This follow-up is slighlty aside the subject line of the mailing list, but

as a geologist, this is the only statistically-flavoured one I am

subscribed to. Therefore :

Federico Pardo <

federico.pardo@...> said:

> Having N samples, and then n degrees of freedom.

> One degree of freedom is used (or taken) by the mean calculation.

> Then when you calculate the variance or the standard deviation, you only

> have left n-1 degrees of freedom.

Apart a rigorous calculation I am aware of that in this very case (cf.

Peter Bossew's contribution on the same thread, that details it), gives a

proof for this rule-of-thumb, what more or less rigourous statistical

developments gives consistance to it ?

I mean, for the empirical correlation coefficient,

rhoXiYi = SUM_i=1..N( (x_i - mx).(y_i - my) / sx / sy ) / WHAT_NUMBER

Must WHAT_NUMBER be, for a kind of unbiased estimate ("a kind of" meaning

"with some eventual Fisher z-transform"...):

* N for simplicity,

* N-2 as I have most frequently seen in books that dare give this formula

(N points, minus 1 for position and 1 for dispersion ?),

* or 2N-4 -- 2N for the (x_i,y_i), minus 4 for {mx,my,sx,sy} -- as a

strict application of the rule-of-thumb seems to suggest ?

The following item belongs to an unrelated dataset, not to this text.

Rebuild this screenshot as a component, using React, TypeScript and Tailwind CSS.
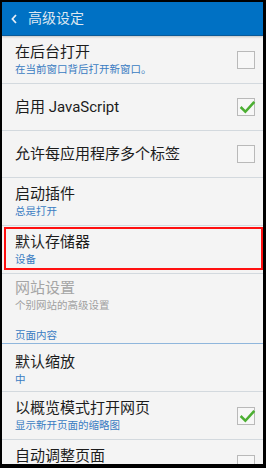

And what about, when fitting for instance a 3-parameter non-linear

function, reducing the number of degrees of freedom, to N-3 (number of

points, minus one for each function parameter ? I have never read any kind

of explanation to support it, though it seems widely

Thanks in advance for enlightments or simply tracks for other resources of

explanations.

-- Éric L.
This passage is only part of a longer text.